Recommissioning of Texas processing plant may provide reprieve to sheep industry

Drew Jorgensen of Skyline Sheep Co. directs sheep into a trailer to be hauled out to the western desert. The Jorgensens and other Utah lamb growers have been dealing with a crisis over where to process their lambs after Brazilian meat packing giant bought up the only viable processing plant, but a newly purchased operation in Texas looks like a solution for the western lamb industry.


Recommissioning of Texas processing plant

may provide reprieve to sheep industry


By Robert Stevens

Managing editor



SAN ANGELO, TEXAS—A Colorado ranch family is recommissioning a defunct Texas lamb processing plant to help bail out the western lamb industry.

Jay and Jo Hasbrouck and family of Ault, Colorado, and Double J Meat Packing/Double J Lamb Feeders have officially taken over the processing plant that was once Ranchers Lamb of Texas in San Angelo, Texas.

The new plant will be redubbed Double J Lamb, Inc. of Texas. The plant has been out of commission for 15 years, so it will require some renovation to be reopened.

“It hasn’t been used in quite a few years, so there’s a lot of work to do,” said Jeff Hasbrouck, son of Jay Hasbrouck and manager of Double J Lamb Feeders.

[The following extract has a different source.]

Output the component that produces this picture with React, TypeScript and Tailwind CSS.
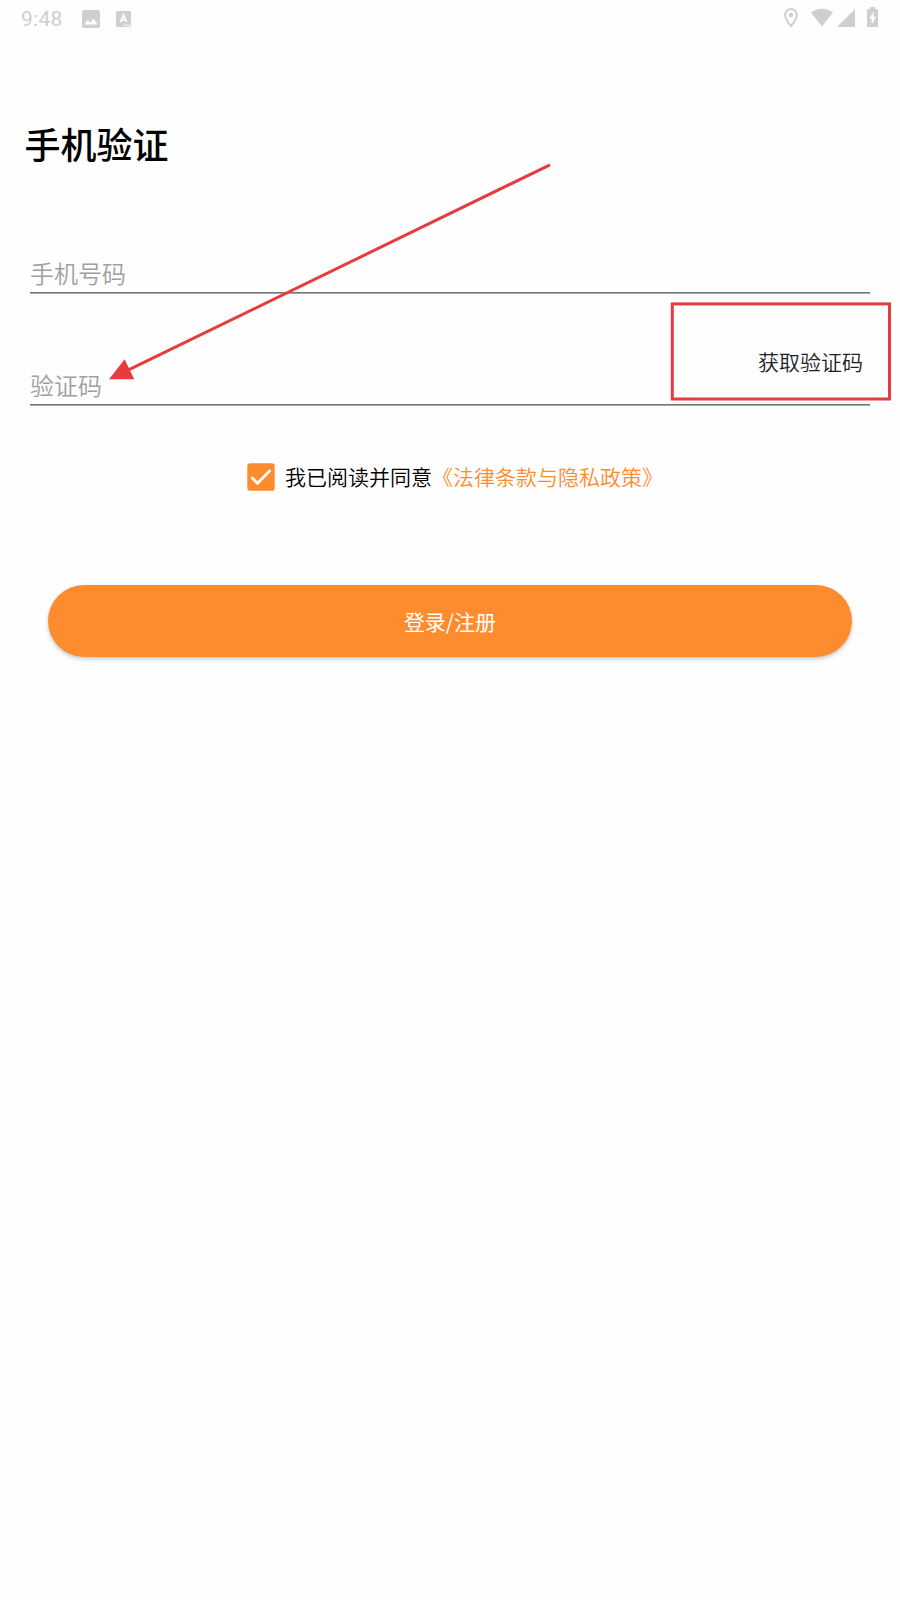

The new plant will serve ranchers from more than a dozen western states who lost their only other place to have their lambs slaughtered, processed and packed after Brazilian meat packing Giant JBS took over the bankrupt Mountain States Rosen plant in Greeley, Colorado with the intent to convert it entirely to a beef only facility.

“We felt like we had to do something for our customers and for the industry, so we reached out and toured the plant in San Angelo and felt like this was a good fit for us,” Hasbrouck said. “It’s a nice facility, but it just needs a little bit of work.”

The San Angelo plant was designed to process 1,800 head per day and, according to Jay Hasbrouck, will initially employ a workforce of approximately 80-100 people. The Hasbroucks’ goal is to process about 200,000 head of lamb a year at the facility. The Greeley, Colorado plant was processing roughly 350,000 head per year before JBS took it over in a bankruptcy auction.

The American Sheep Industry Assn. (ASI) released a statement saying the new plant will be a “needed shot in the arm” for the industry, which has been scrambling to figure out where they will process their lambs with the Greeley, Colorado plant switching to all beef. Another plant in Brush, Colorado is being opened, but it will not have the ability to “fabricate” or process and pack into distributable portions for immediate sale, making it an unrealistic solution for most western lamb growers.

“This is a bold, innovative step that the Hasbrouck family is taking in looking for a new way to support the American sheep industry,” said ASI executive director Peter Orwick. “I think the entire industry will applaud their efforts and wish them the best of luck in this new endeavor.”

Officials in San Angelo welcome the plant’s reopening as well, for its benefit to the local economy.

“The San Angelo Chamber of Commerce welcomes the Double J Meat Packing company to our community,” said Walter Koenig, President and CEO of the San Angelo Chamber of Commerce. “The reestablishment of this processing plant will drive growth in this critical sector and will provide lasting benefits to our local economy for decades to come.”

Although reopening the plant will take some effort, the Hasbroucks say they are up to the challenge.

“We hope to have the plant up and running in two months,” said Hasbrouck, who has been in San Angelo overseeing the purchase of the lamb plant. “We’ll have to ramp up, so we’ll probably just be harvesting lambs at first, but will start fabricating soon after that. We knew we didn’t have a lot of time to get this done, so we couldn’t sit back and wait for it to happen.”

The Hasbroucks say they will also begin processing some other small livestock at some point.